THE Minerals Council South Africa has asked for changes to the South African government’s proposed update of its carbon tax including slower implementation and a revised carbon tax rate.
The submission was made jointly with the newly established Energy Council, Business Leadership South Africa and the Energy Intensive Users’ Group, among others, and refers to Government’s Carbon Tax proposals of the Taxation Laws Amendment Bill (TLAB).
The council said the South African economy could not “accommodate the steepness” of the proposed expansion of phase one of the tax in which the carbon tax rate of a minimum $1 per ton from 2023 to 2025 increases to $20 in 2026 and at least $30/t by 2030.

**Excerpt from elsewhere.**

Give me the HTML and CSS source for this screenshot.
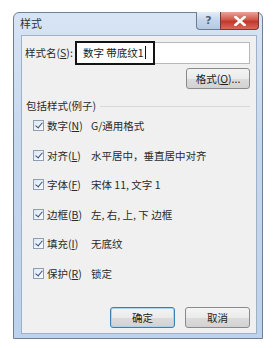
FILE: index.html
```html
<!DOCTYPE html>
<html lang="zh">
<head>
<meta charset="utf-8">
<link rel="stylesheet" href="styles.css">
</head>
<body>
<div class="window">
  <div class="titlebar">
    <span class="title">样式</span>
    <div class="caption">
      <span class="cap-btn help">?</span>
      <span class="cap-btn close">
        <svg width="12" height="10" viewBox="0 0 12 10"><path d="M1.5 1 L10.5 9 M10.5 1 L1.5 9" stroke="#fff" stroke-width="2.6" stroke-linecap="square"/></svg>
      </span>
    </div>
  </div>
  <div class="client">
    <div class="name-row">
      <span class="name-label">样式名(<u>S</u>):</span>
      <div class="name-input">
        <span class="name-focus">数字 带底纹1<span class="caret"></span></span>
      </div>
    </div>
    <div class="format-row">
      <span class="btn format-btn">格式(<u>O</u>)...</span>
    </div>
    <div class="group-label"><span>包括样式(例子)</span><span class="group-line"></span></div>
    <div class="rows">
      <div class="row"><span class="chk"></span><span class="rlabel">数字(<u>N</u>)</span><span class="rdesc">G/通用格式</span></div>
      <div class="row"><span class="chk"></span><span class="rlabel">对齐(<u>L</u>)</span><span class="rdesc">水平居中，垂直居中对齐</span></div>
      <div class="row"><span class="chk"></span><span class="rlabel">字体(<u>F</u>)</span><span class="rdesc">宋体 11, 文字 1</span></div>
      <div class="row"><span class="chk"></span><span class="rlabel">边框(<u>B</u>)</span><span class="rdesc">左, 右, 上, 下 边框</span></div>
      <div class="row"><span class="chk"></span><span class="rlabel">填充(<u>I</u>)</span><span class="rdesc">无底纹</span></div>
      <div class="row"><span class="chk"></span><span class="rlabel">保护(<u>R</u>)</span><span class="rdesc">锁定</span></div>
    </div>
    <div class="footer">
      <span class="btn ok-btn">确定</span>
      <span class="btn">取消</span>
    </div>
  </div>
</div>
</body>
</html>
```
FILE: styles.css
```css
html, body { margin: 0; padding: 0; background: #fff; }
body {
  font-family: "Noto Sans CJK SC", "Noto Sans", sans-serif;
  font-size: 10.5px;
  color: #2a2a2a;
  padding: 12px 0 0 13px;
}
u { text-decoration: underline; text-underline-offset: 1px; }
.window {
  width: 250px;
  height: 327px;
  box-sizing: border-box;
  border: 1px solid #6f7f95;
  border-radius: 6px 6px 0 0;
  background: linear-gradient(#d7e4f4, #c6d8ee 40%, #bdd2ec);
  padding: 0 5px 4px 7px;
  display: flex;
  flex-direction: column;
}
.titlebar {
  height: 22px;
  display: flex;
  align-items: flex-start;
}
.title {
  margin-top: 3px;
  margin-left: -1px;
  line-height: 14px;
  font-size: 11px;
  color: #333;
}
.caption {
  margin-left: auto;
  display: flex;
  margin-top: -1px;
  margin-right: -2px;
}
.cap-btn {
  height: 18px;
  display: flex;
  align-items: center;
  justify-content: center;
  box-sizing: border-box;
  border: 1px solid #6b7c93;
  border-top: none;
}
.help {
  width: 24px;
  border-radius: 0 0 0 4px;
  background: linear-gradient(#e4edf8, #c4d5ea 50%, #b5c9e2);
  color: #52657e;
  font-family: "DejaVu Sans", sans-serif;
  font-weight: bold;
  font-size: 11px;
  border-right: none;
}
.close {
  width: 39px;
  border-radius: 0 0 4px 0;
  background: linear-gradient(#e8a496, #d2584a 45%, #c0392b 55%, #d86a5a);
  border-color: #7a3a33;
}
.client {
  flex: 1;
  background: #f0f0f0;
  border: 1px solid #9fb0c7;
  padding: 5px 6px 0 3px;
  display: flex;
  flex-direction: column;
}
.name-row {
  display: flex;
  align-items: center;
  height: 23px;
}
.name-label {
  flex: none;
  white-space: nowrap;
  width: 50px;
}
.name-input {
  flex: 1;
  height: 22px;
  box-sizing: border-box;
  background: #fff;
  border: 1px solid #b8b8b8;
  display: flex;
}
.name-focus {
  width: 80px;
  height: 24px;
  margin: -2px 0 0 -1px;
  box-sizing: border-box;
  border: 2px solid #141414;
  display: flex;
  align-items: center;
  padding-left: 6px;
  white-space: nowrap;
  color: #222;
}
.caret {
  width: 1px;
  height: 13px;
  background: #111;
  margin-left: 1px;
}
.format-row {
  display: flex;
  justify-content: flex-end;
  margin-top: 4px;
}
.btn {
  width: 65px;
  height: 21px;
  box-sizing: border-box;
  border: 1px solid #8a8a8a;
  border-radius: 3px;
  background: linear-gradient(#f4f4f4, #ebebeb 50%, #dcdcdc 51%, #d2d2d2);
  display: flex;
  align-items: center;
  justify-content: center;
  color: #222;
}
.format-btn { width: 64px; }
.group-label {
  display: flex;
  align-items: center;
  margin-top: 10px;
  height: 14px;
  line-height: 14px;
  padding-left: 1px;
}
.group-line {
  flex: 1;
  height: 1px;
  background: #d8d8d8;
  margin-left: 4px;
  margin-top: 1px;
}
.rows { margin-top: -2px; }
.row {
  height: 29.5px;
  display: flex;
  align-items: center;
  padding-left: 8px;
  white-space: nowrap;
}
.chk {
  width: 11px;
  height: 11px;
  box-sizing: border-box;
  border: 1px solid #8e9fb4;
  background: linear-gradient(135deg, #dde6f0, #fafcff);
  margin-right: 3px;
  position: relative;
}
.chk::after {
  content: "";
  position: absolute;
  left: 3px;
  top: 0px;
  width: 3px;
  height: 6px;
  border: solid #3a4f7a;
  border-width: 0 1.5px 1.5px 0;
  transform: rotate(40deg);
}
.rlabel { width: 44px; }
.rdesc { color: #2a2a2a; }
.footer {
  display: flex;
  justify-content: flex-end;
  gap: 10px;
  margin-top: 19px;
}
.ok-btn {
  border-color: #3c7fb1;
  box-shadow: inset 0 0 0 1px #a6d4f2;
}
```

It proposed instead that annual carbon tax increases continue to be based on the current Consumer Price Index plus 2% structure until at least 2030.
The Minerals Council also asked that energy efficiency allowances be retained whereas in terms of the proposed TLAB they are due to expire after 2025. It also called for additional allowances arguing that in other economies industry is provided with indirect compensation, subsidies, ring-fencing of carbon tax revenues and funding support for techology roll out, research and development.
Critically, it asked that the higher carbon tax should only be considered after 2035 in conjunction with a detailed analysis of “viable mitigation and socio-economic considerations”.
Other suggestions submitted by the council along with its partners – which also included Business Unit South Africa and the South African Petroleum Industry Association – were:
- a detailed bottom-up analysis be conducted for hard-to-abate and trade vulnerable sectors. Such a study should also consider border tax adjustments.
- a detailed study be undertaken to evaluate the financial impacts of a carbon tax pass-through from electricity generators and other industries that are not able to pass through a carbon tax to customers.
- expanding the sequestration deduction to all sectors, not just the paper and pulp industry.